Later (1869) Siemens open hearth steel making began using a hot blast alternating between two hearths.
Carbon will dissolve in molten iron and will make it harder (steel 0.5% C) and more brittle (pig iron 4% C).
The early ironmakers smelted iron from iron ore and charcoal in a small bloomery, producing a spongy porous bloom containing particles of iron, unreacted iron oxide and charcoal and some stony slag. The iron did not actually melt and so carbon was not absorbed. When this bloom was reheated and worked with hammers, the iron was consolidated and the impurities mostly squeezed out.
This ‘wrought’ iron, containing less than 0.1% carbon, is comparatively soft, can be forged by blacksmiths and easily hammer-welded.
From the 16th century, iron could be smelted in the newly developed blast furnaces but at a higher temperature which allowed carbon to dissolve in the molten iron. This pig iron can be used to cast iron objects in a foundry but cannot be forged.
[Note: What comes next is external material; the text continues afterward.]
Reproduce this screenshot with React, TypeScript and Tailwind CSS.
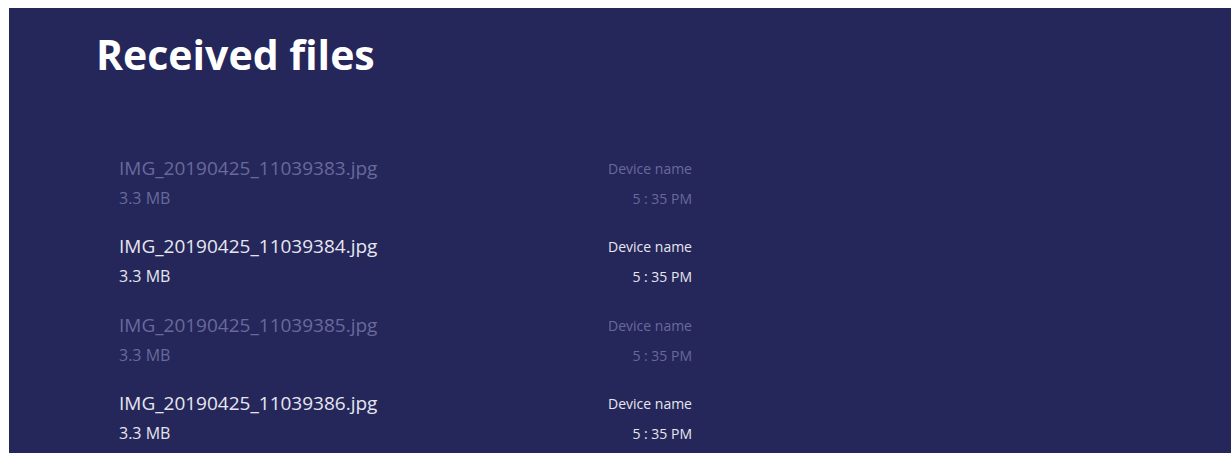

It was necessary to burn out the dissolved carbon in a finery forge to make ‘wrought ‘ iron for blacksmiths.
In the 1790s Henry Cort’s more efficient puddling process was introduced at Wortley Low Forge and the wrought iron was also rolled into bars. These bars were used in the local wireworks and in many small nail forges.
The wrought iron still contains about 2% of stony slag which gets rolled within the bars. It is thought that this glassy slag helps as a flux during hammer-welding and gives some resistance to rusting at the surface. Old rolled wrought iron bar usually exhibits slag lines on the surface giving a wood-grain fibrous appearance.
The puddling process works because pure iron has a higher melting point than iron with dissolved carbon and wrought iron can be raked out of the puddle as the carbon content is reduced by the furnace.
Puddling efficiency was greatly improved in 1830s when the reverberatory furnace was lined with iron oxide to supply oxygen to oxidise the carbon in the molten pig iron instead of just depending on air at the surface.